P.S. I love your needy parents. Your dad had a profound effect on me growing up. More that he'll probably ever know.

A. B. said...

Beautifully written Joni. Thanks for sharing and being honest in such a lovely, eloquent way.

Tony said...

Not so fast my young friend, don’t fall into the trap of waiting for someday.

All of your todays, waiting for somedays will soon become yesterdays. And one day, when you look back over your life of yesterdays, and say to yourself if, and only if I didn’t wait for someday, what my life would have been …

Joni said...

Wendy: I'm living near enough to Provo to feel the effects of it, that's for sure! And I agree, my parents are wonderful. Love love love your blog.

Amanda: I miss you dearly. Hope things are well!

Tony: Forgive me, but I'm going to judge that you are male by your name? Let me also suggest that if this is true, you have no idea whatsoever what it is to be a single woman in my corner of the world. I have no intention of waiting for my someday. But I also have no intention of assuming that working for something that will eventually make me happy is any reason or excuse for me not to be happy with what I have now. If I may be so bold as to brag - I'm a "make it happen" person, not a "someone else should do this for me" person.

Tony said...

Joni,
You are correct on my gender, and even though I have never walked in your shoes, I have been around women all my life and can empathize with your position.

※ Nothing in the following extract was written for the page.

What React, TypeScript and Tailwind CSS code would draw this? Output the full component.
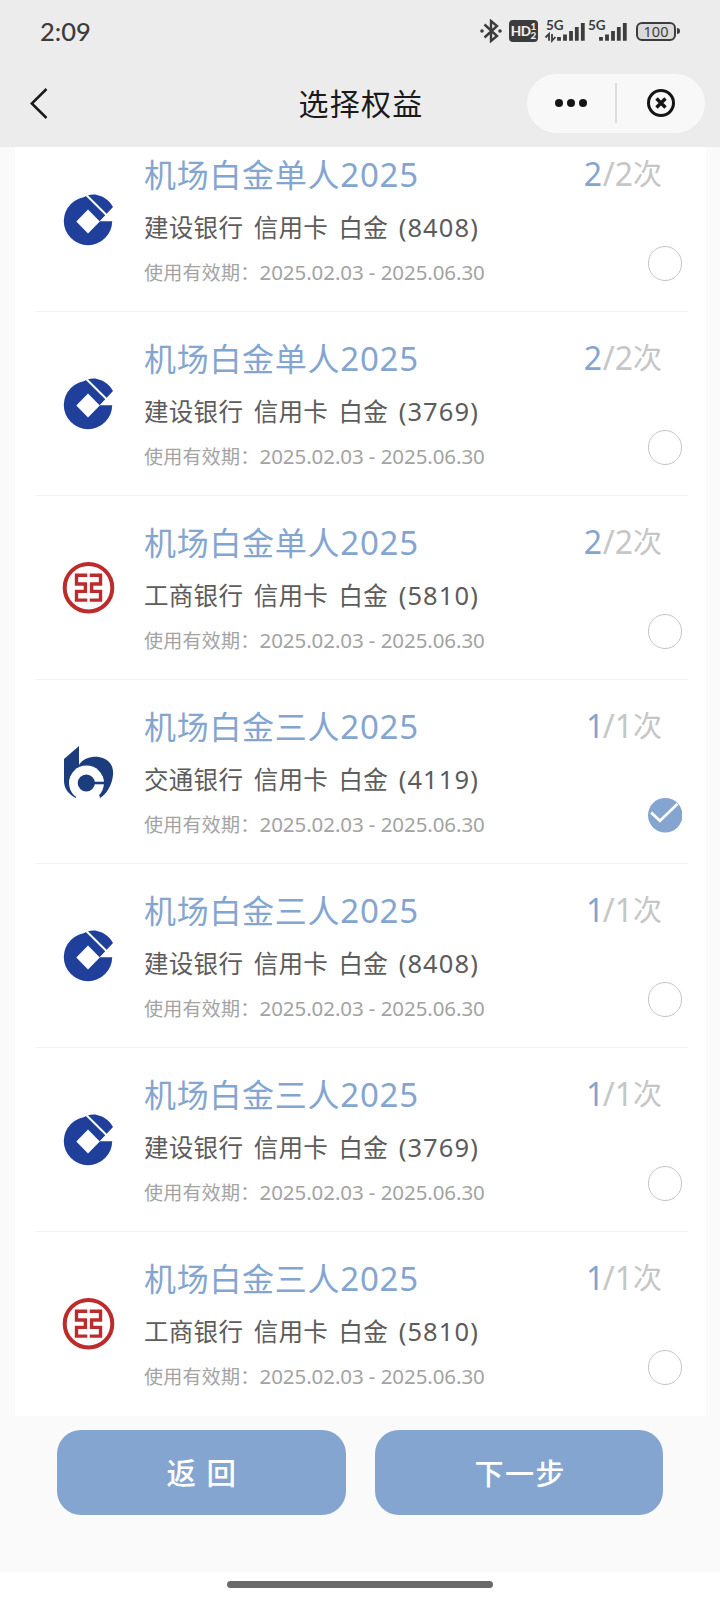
import React from "react";

type Bank = "ccb" | "icbc" | "bocom";

interface Benefit {
  bank: Bank;
  title: string;
  card: string;
  tail: string;
  count: number;
  selected?: boolean;
}

const benefits: Benefit[] = [
  { bank: "ccb", title: "机场白金单人", card: "建设银行", tail: "8408", count: 2 },
  { bank: "ccb", title: "机场白金单人", card: "建设银行", tail: "3769", count: 2 },
  { bank: "icbc", title: "机场白金单人", card: "工商银行", tail: "5810", count: 2 },
  { bank: "bocom", title: "机场白金三人", card: "交通银行", tail: "4119", count: 1, selected: true },
  { bank: "ccb", title: "机场白金三人", card: "建设银行", tail: "8408", count: 1 },
  { bank: "ccb", title: "机场白金三人", card: "建设银行", tail: "3769", count: 1 },
  { bank: "icbc", title: "机场白金三人", card: "工商银行", tail: "5810", count: 1 },
];

function BankLogo({ bank }: { bank: Bank }) {
  if (bank === "ccb") {
    return (
      <svg className="size-14" viewBox="0 0 56 56" fill="none">
        <circle cx="28" cy="30" r="24.2" fill="#1f3f9a" />
        <path d="M39 30.3L54 13V30.3Z" fill="#fff" />
        <path d="M24 6.2C27 3.8 33 3 37 4C44 5.5 49.5 9.5 53 16L46 23.5L39.5 30.3L28 18Z" fill="#1f3f9a" />
        <path d="M26.5 4.2L49 26.5" stroke="#fff" strokeWidth="2" />
        <path d="M28 18.5L39.8 30.5L28 42.5L16.3 30.5Z" fill="#fff" />
      </svg>
    );
  }
  if (bank === "icbc") {
    return (
      <svg className="size-14" viewBox="0 0 56 56" fill="none" stroke="#bd2c2c">
        <circle cx="28.5" cy="28.7" r="23.8" strokeWidth="4" />
        <path
          d="M27.3 16.3H16.5V25H25.4V32.4H16.5V41.1H27.3M29.7 16.3H40.5V25H31.6V32.4H40.5V41.1H29.7"
          strokeWidth="3.4"
        />
      </svg>
    );
  }
  return (
    <svg className="size-14" viewBox="0 0 56 56" fill="none">
      <path d="M4 16L19 3V40L16 55C8 51 4 45 4 38Z" fill="#1b3c7d" />
      <path d="M18.5 23C22 15.5 31 13 39 14C49 15.5 54 23 53 32C52 42 47 50.5 40 55L36 40Z" fill="#1b3c7d" />
      <circle cx="26.5" cy="40" r="17.5" fill="#fff" />
      <circle cx="26.3" cy="40" r="8.6" fill="#1b3c7d" />
      <path d="M27 40H46" stroke="#1b3c7d" strokeWidth="2.6" />
    </svg>
  );
}

function Radio({ selected }: { selected?: boolean }) {
  if (!selected) {
    return <span className="size-[34.5px] rounded-full border-[1.5px] border-[#c6c6c6]" />;
  }
  return (
    <svg className="size-[34.5px]" viewBox="0 0 35 35" fill="none">
      <circle cx="17.5" cy="17.5" r="17.5" fill="#84a5cf" />
      <path d="M3.2 14.8L12 23.2L29.8 6" stroke="#fff" strokeWidth="2.8" />
    </svg>
  );
}

function BenefitRow({ item }: { item: Benefit }) {
  return (
    <li className="mr-[18px] ml-5 flex h-[184px] shrink-0 border-b-[1.5px] border-[#f3f3f3] last:border-transparent">
      <div className="w-[109px] pt-[63px] pl-[25px]">
        <BankLogo bank={item.bank} />
      </div>
      <div className="flex flex-1 flex-col pt-[25px] whitespace-nowrap">
        <h2 className="h-11 text-[32px] leading-[44px] tracking-[0.7px] text-[#84a5cf]">
          {item.title}
          <span className="text-[33px] tracking-[0.8px]">2025</span>
        </h2>
        <p className="mt-2.5 h-10 text-[24.5px] leading-10 tracking-[0.3px] text-[#5c5c5c] [word-spacing:3.8px]">
          {item.card} 信用卡 白金 <span className="text-[25.5px] tracking-[1.1px]">({item.tail})</span>
        </p>
        <p className="mt-[11px] h-7 text-[19px] leading-7 tracking-[0.25px] text-[#a3a3a3]">
          使用有效期：<span className="text-[20.5px] tracking-[-0.07px]">2025.02.03 - 2025.06.30</span>
        </p>
      </div>
      <div className="flex flex-col items-end pt-6 pr-1.5">
        <div className="mr-5 flex h-11 text-[32px] leading-[44px] text-[#c6c6c6]">
          <span className={item.count === 1 ? "tracking-[-1.5px] text-[#84a5cf]" : "tracking-[0.8px] text-[#84a5cf]"}>
            {item.count}
          </span>
          <span>/{item.count}</span>
          <span className="text-[29px]">次</span>
        </div>
        <div className="mt-[50px] flex">
          <Radio selected={item.selected} />
        </div>
      </div>
    </li>
  );
}

function Signal({ arrows }: { arrows?: boolean }) {
  return (
    <svg className="h-10 w-10 overflow-visible" viewBox="0 -8 40 40">
      <text x="-1" y="11" fontSize="13.5" fontWeight="700" fontFamily="Lato, sans-serif" fill="#3c3c3c">
        5G
      </text>
      <path d="M12 21.7V18M18 21.7V15.5M24 21.7V12M29.8 21.7V8M35.8 21.7V4" stroke="#3c3c3c" strokeWidth="3.8" />
      {arrows && (
        <path d="M-1.5 18.5L2 15V21.7M5 15V21.7L8.5 18" stroke="#3c3c3c" strokeWidth="1.8" fill="none" />
      )}
    </svg>
  );
}

function StatusBar() {
  return (
    <div className="flex h-[62px] items-center justify-between px-10 text-[#3c3c3c]">
      <span className="font-['Lato'] text-[25.5px] font-medium">2:09</span>
      <div className="flex items-center">
        <svg className="h-6 w-[22px]" viewBox="0 0 22 24" fill="none" stroke="#3c3c3c" strokeWidth="2.4">
          <path d="M4.5 5.5L17 17L11 22V2L17 7L4.5 18.5" />
          <circle cx="2" cy="12" r="1.8" fill="#3c3c3c" stroke="none" />
          <circle cx="20" cy="12" r="1.8" fill="#3c3c3c" stroke="none" />
        </svg>
        <div className="ml-[7px] flex h-[22px] w-[29px] items-center justify-center rounded bg-[#3c3c3c] font-['Lato'] font-black text-[#ececec]">
          <span className="text-[13.5px] leading-5 tracking-[-0.5px]">HD</span>
          <span className="flex flex-col text-[10px] leading-[9.5px]">
            <span>1</span>
            <span>2</span>
          </span>
        </div>
        <div className="ml-[9px] flex gap-[2px]">
          <Signal arrows />
          <Signal />
        </div>
        <div className="ml-[7px] flex h-[19px] w-10 items-center justify-center rounded-[6px] border-2 border-[#3c3c3c] bg-[#dadada] font-['Noto_Sans'] text-[14.5px] leading-none">
          100
        </div>
        <span className="ml-px h-[6px] w-[3px] rounded-r bg-[#3c3c3c]" />
      </div>
    </div>
  );
}

function NavBar() {
  return (
    <div className="flex h-[85px] items-center justify-between pr-[15px] pl-[30px]">
      <svg className="-mt-[2px] h-[31px] w-[165px]" viewBox="0 0 165 31" fill="none" stroke="#1a1a1a" strokeWidth="2.5">
        <path d="M16.5 1L1.8 15.5L16.5 30" />
      </svg>
      <h1 className="-mt-[2px] text-[30px] leading-10 tracking-[1.3px] text-[#1a1a1a]">选择权益</h1>
      <div className="-mt-[3px] flex h-[59px] w-[178px] items-center rounded-full bg-[#f8f8f8]">
        <div className="flex flex-1 justify-center gap-1">
          <span className="size-2 rounded-full bg-[#151515]" />
          <span className="size-2 rounded-full bg-[#151515]" />
          <span className="size-2 rounded-full bg-[#151515]" />
        </div>
        <span className="h-10 w-[2px] bg-[#dcdcdc]" />
        <div className="flex flex-1 justify-center">
          <svg className="size-[30px]" viewBox="0 0 30 30" fill="none" stroke="#151515">
            <circle cx="15" cy="15" r="12.5" strokeWidth="3" />
            <path d="M10.5 10.5L19.5 19.5M19.5 10.5L10.5 19.5" strokeWidth="3.4" />
          </svg>
        </div>
      </div>
    </div>
  );
}

export default function App() {
  return (
    <div className="flex h-[1600px] w-[720px] flex-col overflow-hidden bg-[#fafafa] font-['Noto_Sans','Noto_Sans_CJK_SC',sans-serif]">
      <header className="h-[147px] shrink-0 bg-[#ececec]">
        <StatusBar />
        <NavBar />
      </header>
      <ul className="mr-3.5 ml-[15px] flex h-[1269px] shrink-0 flex-col justify-end overflow-hidden bg-white">
        {benefits.map((item, i) => (
          <BenefitRow key={i} item={item} />
        ))}
      </ul>
      <div className="flex h-[156px] shrink-0 justify-center gap-[29px] pt-[13.5px]">
        <button className="h-[85px] w-[288.5px] rounded-[24px] bg-[#84a5cf] pt-[3px] text-[29.5px] font-medium text-white [word-spacing:3px]">
          返 回
        </button>
        <button className="h-[85px] w-[288.5px] rounded-[24px] bg-[#84a5cf] pt-[3px] pl-[3px] text-[29px] font-medium tracking-[1.5px] text-white">
          下一步
        </button>
      </div>
      <div className="flex flex-1 justify-center bg-white pt-[9px]">
        <span className="h-[7px] w-[266px] rounded-full bg-[#6a6a6a]" />
      </div>
    </div>
  );
}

Not to get too philosophical but, “Happiness” is a nebulous concept. As you go through life your definition of Happiness will change or evolve. And as you “boldly” go through life, when the right person, at the right time comes along, you will “make it so”.

Joni said...

Tony,

I find it very curious that, not knowing me personally, you assume that I don't already know what you are telling me. You may empathize with women quite well, I am sure, but - seeing as you don't know me or my situation - it is fairly presumptuous of you to feel the need to lecture me on how I should feel or behave.